>>>>>
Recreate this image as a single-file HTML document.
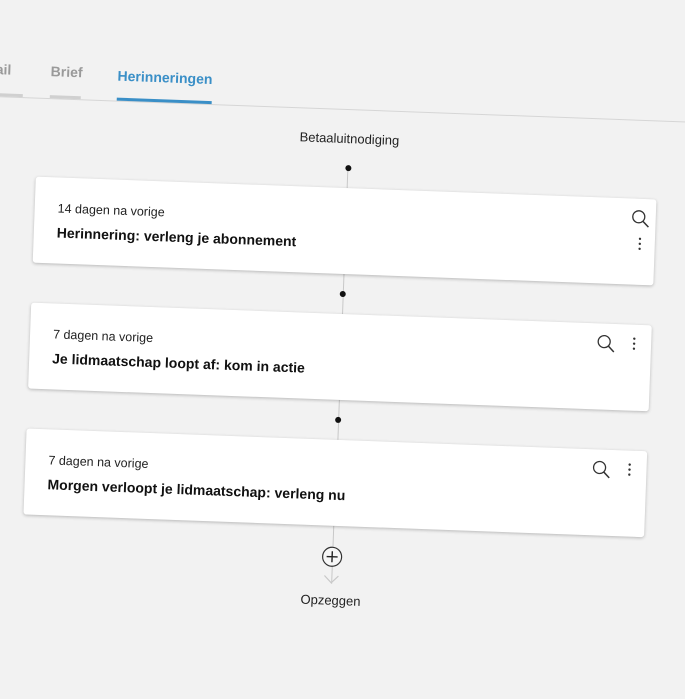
<!DOCTYPE html>
<html><head><meta charset="utf-8"><style>
html,body{margin:0;padding:0;width:685px;height:685px;overflow:hidden;background:#f2f2f2;font-family:"Liberation Sans",Arial,sans-serif;}
#f{position:absolute;left:0;top:0;width:685px;height:685px;transform:rotate(2.1deg);transform-origin:342px 342px;}
.a{position:absolute;}
.tab{font-weight:bold;font-size:14px;color:#9a9a9a;transform:translateY(-50%);}
.card{position:absolute;left:30px;width:621px;height:86px;background:#fff;border-radius:3px;box-shadow:0 1px 3px rgba(0,0,0,.25);}
.sub{position:absolute;left:23px;top:24px;font-size:12.5px;color:#222;}
.tit{position:absolute;left:23px;top:47px;font-size:14px;font-weight:bold;color:#111;}
.dot{position:absolute;width:6px;height:6px;border-radius:50%;background:#111;}
.vl{position:absolute;width:1px;background:#c8c8c8;}
</style></head><body>
<div id="f">
<div class="a" style="left:-60px;top:109px;width:800px;height:1px;background:#d6d6d6"></div>
<div class="a tab" style="left:-14px;top:82px">ail</div>
<div class="a" style="left:-14px;top:106px;width:28px;height:3px;background:#d0d0d0"></div>
<div class="a tab" style="left:41px;top:82px">Brief</div>
<div class="a" style="left:41px;top:106px;width:31px;height:3px;background:#d0d0d0"></div>
<div class="a tab" style="left:108px;top:84px;color:#3a8fc7">Herinneringen</div>
<div class="a" style="left:108px;top:106px;width:95px;height:3px;background:#3a8fc7"></div>

<div class="a" style="left:242px;width:200px;text-align:center;top:131px;font-size:13px;color:#222">Betaaluitnodiging</div>
<div class="vl" style="left:341px;top:168px;height:20px"></div>
<div class="dot" style="left:339px;top:165px"></div>
<div class="vl" style="left:341px;top:274px;height:40px"></div>
<div class="dot" style="left:338px;top:291px"></div>
<div class="vl" style="left:341px;top:400px;height:40px"></div>
<div class="dot" style="left:338px;top:417px"></div>
<div class="vl" style="left:340px;top:526px;height:58px"></div>

<div class="card" style="top:188px">
<div class="sub">14 dagen na vorige</div>
<div class="tit">Herinnering: verleng je abonnement</div>
<svg class="a" style="left:596px;top:10px" width="20" height="20" viewBox="0 0 20 20"><circle cx="8" cy="8" r="6" fill="none" stroke="#333" stroke-width="1.3"/><path d="M12.5 12.5L18 18" stroke="#333" stroke-width="1.5"/></svg>
<svg class="a" style="left:603px;top:38px" width="6" height="14"><circle cx="3" cy="2" r="1.2" fill="#333"/><circle cx="3" cy="7" r="1.2" fill="#333"/><circle cx="3" cy="12" r="1.2" fill="#333"/></svg>
</div>
<div class="card" style="top:314px">
<div class="sub">7 dagen na vorige</div>
<div class="tit">Je lidmaatschap loopt af: kom in actie</div>
<svg class="a" style="left:566px;top:10px" width="20" height="20" viewBox="0 0 20 20"><circle cx="8" cy="8" r="6" fill="none" stroke="#333" stroke-width="1.3"/><path d="M12.5 12.5L18 18" stroke="#333" stroke-width="1.5"/></svg>
<svg class="a" style="left:601px;top:12px" width="6" height="14"><circle cx="3" cy="2" r="1.2" fill="#333"/><circle cx="3" cy="7" r="1.2" fill="#333"/><circle cx="3" cy="12" r="1.2" fill="#333"/></svg>
</div>
<div class="card" style="top:440px">
<div class="sub">7 dagen na vorige</div>
<div class="tit">Morgen verloopt je lidmaatschap: verleng nu</div>
<svg class="a" style="left:566px;top:10px" width="20" height="20" viewBox="0 0 20 20"><circle cx="8" cy="8" r="6" fill="none" stroke="#333" stroke-width="1.3"/><path d="M12.5 12.5L18 18" stroke="#333" stroke-width="1.5"/></svg>
<svg class="a" style="left:601px;top:12px" width="6" height="14"><circle cx="3" cy="2" r="1.2" fill="#333"/><circle cx="3" cy="7" r="1.2" fill="#333"/><circle cx="3" cy="12" r="1.2" fill="#333"/></svg>
</div>

<svg class="a" style="left:329px;top:546px" width="22" height="22" viewBox="0 0 22 22"><circle cx="11" cy="11" r="9.5" fill="#f7f7f7" stroke="#333" stroke-width="1.2"/><path d="M11 5.5V16.5M5.5 11H16.5" stroke="#222" stroke-width="1.4"/></svg>
<svg class="a" style="left:332px;top:575px" width="16" height="10" viewBox="0 0 16 10"><path d="M1 1L8 8L15 1" fill="none" stroke="#c8c8c8" stroke-width="1.2"/></svg>
<div class="a" style="left:240px;width:200px;text-align:center;top:593px;font-size:13px;color:#222">Opzeggen</div>
</div>
</body></html>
<<<<<
What the task asks: Without including any pictures, reproduce the listing exactly.

Reply:
Recreate this image as a single-file HTML document.
<!DOCTYPE html>
<html><head><meta charset="utf-8"><style>
html,body{margin:0;padding:0;width:685px;height:685px;overflow:hidden;background:#f2f2f2;font-family:"Liberation Sans",Arial,sans-serif;}
#f{position:absolute;left:0;top:0;width:685px;height:685px;transform:rotate(2.1deg);transform-origin:342px 342px;}
.a{position:absolute;}
.tab{font-weight:bold;font-size:14px;color:#9a9a9a;transform:translateY(-50%);}
.card{position:absolute;left:30px;width:621px;height:86px;background:#fff;border-radius:3px;box-shadow:0 1px 3px rgba(0,0,0,.25);}
.sub{position:absolute;left:23px;top:24px;font-size:12.5px;color:#222;}
.tit{position:absolute;left:23px;top:47px;font-size:14px;font-weight:bold;color:#111;}
.dot{position:absolute;width:6px;height:6px;border-radius:50%;background:#111;}
.vl{position:absolute;width:1px;background:#c8c8c8;}
</style></head><body>
<div id="f">
<div class="a" style="left:-60px;top:109px;width:800px;height:1px;background:#d6d6d6"></div>
<div class="a tab" style="left:-14px;top:82px">ail</div>
<div class="a" style="left:-14px;top:106px;width:28px;height:3px;background:#d0d0d0"></div>
<div class="a tab" style="left:41px;top:82px">Brief</div>
<div class="a" style="left:41px;top:106px;width:31px;height:3px;background:#d0d0d0"></div>
<div class="a tab" style="left:108px;top:84px;color:#3a8fc7">Herinneringen</div>
<div class="a" style="left:108px;top:106px;width:95px;height:3px;background:#3a8fc7"></div>

<div class="a" style="left:242px;width:200px;text-align:center;top:131px;font-size:13px;color:#222">Betaaluitnodiging</div>
<div class="vl" style="left:341px;top:168px;height:20px"></div>
<div class="dot" style="left:339px;top:165px"></div>
<div class="vl" style="left:341px;top:274px;height:40px"></div>
<div class="dot" style="left:338px;top:291px"></div>
<div class="vl" style="left:341px;top:400px;height:40px"></div>
<div class="dot" style="left:338px;top:417px"></div>
<div class="vl" style="left:340px;top:526px;height:58px"></div>

<div class="card" style="top:188px">
<div class="sub">14 dagen na vorige</div>
<div class="tit">Herinnering: verleng je abonnement</div>
<svg class="a" style="left:596px;top:10px" width="20" height="20" viewBox="0 0 20 20"><circle cx="8" cy="8" r="6" fill="none" stroke="#333" stroke-width="1.3"/><path d="M12.5 12.5L18 18" stroke="#333" stroke-width="1.5"/></svg>
<svg class="a" style="left:603px;top:38px" width="6" height="14"><circle cx="3" cy="2" r="1.2" fill="#333"/><circle cx="3" cy="7" r="1.2" fill="#333"/><circle cx="3" cy="12" r="1.2" fill="#333"/></svg>
</div>
<div class="card" style="top:314px">
<div class="sub">7 dagen na vorige</div>
<div class="tit">Je lidmaatschap loopt af: kom in actie</div>
<svg class="a" style="left:566px;top:10px" width="20" height="20" viewBox="0 0 20 20"><circle cx="8" cy="8" r="6" fill="none" stroke="#333" stroke-width="1.3"/><path d="M12.5 12.5L18 18" stroke="#333" stroke-width="1.5"/></svg>
<svg class="a" style="left:601px;top:12px" width="6" height="14"><circle cx="3" cy="2" r="1.2" fill="#333"/><circle cx="3" cy="7" r="1.2" fill="#333"/><circle cx="3" cy="12" r="1.2" fill="#333"/></svg>
</div>
<div class="card" style="top:440px">
<div class="sub">7 dagen na vorige</div>
<div class="tit">Morgen verloopt je lidmaatschap: verleng nu</div>
<svg class="a" style="left:566px;top:10px" width="20" height="20" viewBox="0 0 20 20"><circle cx="8" cy="8" r="6" fill="none" stroke="#333" stroke-width="1.3"/><path d="M12.5 12.5L18 18" stroke="#333" stroke-width="1.5"/></svg>
<svg class="a" style="left:601px;top:12px" width="6" height="14"><circle cx="3" cy="2" r="1.2" fill="#333"/><circle cx="3" cy="7" r="1.2" fill="#333"/><circle cx="3" cy="12" r="1.2" fill="#333"/></svg>
</div>

<svg class="a" style="left:329px;top:546px" width="22" height="22" viewBox="0 0 22 22"><circle cx="11" cy="11" r="9.5" fill="#f7f7f7" stroke="#333" stroke-width="1.2"/><path d="M11 5.5V16.5M5.5 11H16.5" stroke="#222" stroke-width="1.4"/></svg>
<svg class="a" style="left:332px;top:575px" width="16" height="10" viewBox="0 0 16 10"><path d="M1 1L8 8L15 1" fill="none" stroke="#c8c8c8" stroke-width="1.2"/></svg>
<div class="a" style="left:240px;width:200px;text-align:center;top:593px;font-size:13px;color:#222">Opzeggen</div>
</div>
</body></html>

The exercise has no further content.